— START —

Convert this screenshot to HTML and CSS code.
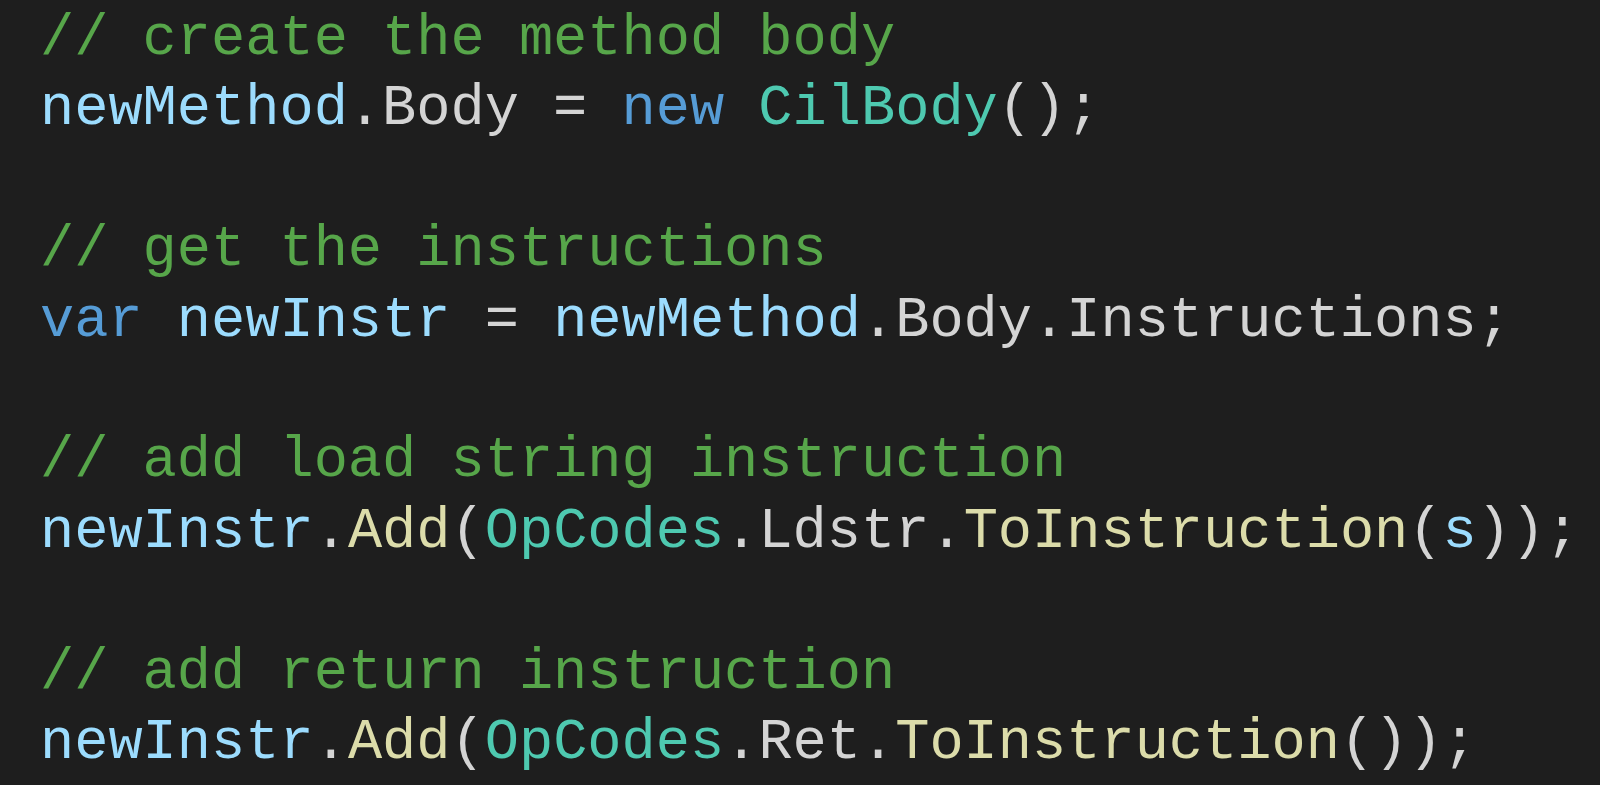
FILE: index.html
```html
<!DOCTYPE html>
<html>
<head>
<meta charset="utf-8">
<link rel="stylesheet" href="styles.css">
</head>
<body>
<div class="code">
<div class="line"><span class="cm">// create the method body</span></div>
<div class="line"><span class="vr">newMethod</span><span class="pl">.Body = </span><span class="kw">new</span> <span class="ty">CilBody</span><span class="pl">();</span></div>
<div class="line"></div>
<div class="line"><span class="cm">// get the instructions</span></div>
<div class="line"><span class="kw">var</span> <span class="vr">newInstr</span><span class="pl"> = </span><span class="vr">newMethod</span><span class="pl">.Body.Instructions;</span></div>
<div class="line"></div>
<div class="line"><span class="cm">// add load string instruction</span></div>
<div class="line"><span class="vr">newInstr</span><span class="pl">.</span><span class="fn">Add</span><span class="pl">(</span><span class="ty">OpCodes</span><span class="pl">.Ldstr.</span><span class="fn">ToInstruction</span><span class="pl">(</span><span class="vr">s</span><span class="pl">));</span></div>
<div class="line"></div>
<div class="line"><span class="cm">// add return instruction</span></div>
<div class="line"><span class="vr">newInstr</span><span class="pl">.</span><span class="fn">Add</span><span class="pl">(</span><span class="ty">OpCodes</span><span class="pl">.Ret.</span><span class="fn">ToInstruction</span><span class="pl">());</span></div>
</div>
</body>
</html>
```
FILE: styles.css
```css
html, body {
  margin: 0;
  padding: 0;
  background: #1e1e1e;
  height: 100%;
  overflow: hidden;
}
.code {
  padding: 4px 0 0 40px;
  font-family: "Liberation Mono", "Courier New", monospace;
  font-size: 57px;
  color: #d4d4d4;
}
.line { height: 70.4px; line-height: 70.4px; white-space: pre; }
.cm { color: #57a64a; }
.kw { color: #569cd6; }
.vr { color: #9cdcfe; }
.ty { color: #4ec9b0; }
.fn { color: #dcdcaa; }
.pl { color: #d4d4d4; }
```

— END —

PROBLEM TO WORK ON: Set down the material above as is, without any pictures.

EXERCISE OUTPUT:
Convert this screenshot to HTML and CSS code.
FILE: index.html
```html
<!DOCTYPE html>
<html>
<head>
<meta charset="utf-8">
<link rel="stylesheet" href="styles.css">
</head>
<body>
<div class="code">
<div class="line"><span class="cm">// create the method body</span></div>
<div class="line"><span class="vr">newMethod</span><span class="pl">.Body = </span><span class="kw">new</span> <span class="ty">CilBody</span><span class="pl">();</span></div>
<div class="line"></div>
<div class="line"><span class="cm">// get the instructions</span></div>
<div class="line"><span class="kw">var</span> <span class="vr">newInstr</span><span class="pl"> = </span><span class="vr">newMethod</span><span class="pl">.Body.Instructions;</span></div>
<div class="line"></div>
<div class="line"><span class="cm">// add load string instruction</span></div>
<div class="line"><span class="vr">newInstr</span><span class="pl">.</span><span class="fn">Add</span><span class="pl">(</span><span class="ty">OpCodes</span><span class="pl">.Ldstr.</span><span class="fn">ToInstruction</span><span class="pl">(</span><span class="vr">s</span><span class="pl">));</span></div>
<div class="line"></div>
<div class="line"><span class="cm">// add return instruction</span></div>
<div class="line"><span class="vr">newInstr</span><span class="pl">.</span><span class="fn">Add</span><span class="pl">(</span><span class="ty">OpCodes</span><span class="pl">.Ret.</span><span class="fn">ToInstruction</span><span class="pl">());</span></div>
</div>
</body>
</html>
```
FILE: styles.css
```css
html, body {
  margin: 0;
  padding: 0;
  background: #1e1e1e;
  height: 100%;
  overflow: hidden;
}
.code {
  padding: 4px 0 0 40px;
  font-family: "Liberation Mono", "Courier New", monospace;
  font-size: 57px;
  color: #d4d4d4;
}
.line { height: 70.4px; line-height: 70.4px; white-space: pre; }
.cm { color: #57a64a; }
.kw { color: #569cd6; }
.vr { color: #9cdcfe; }
.ty { color: #4ec9b0; }
.fn { color: #dcdcaa; }
.pl { color: #d4d4d4; }
```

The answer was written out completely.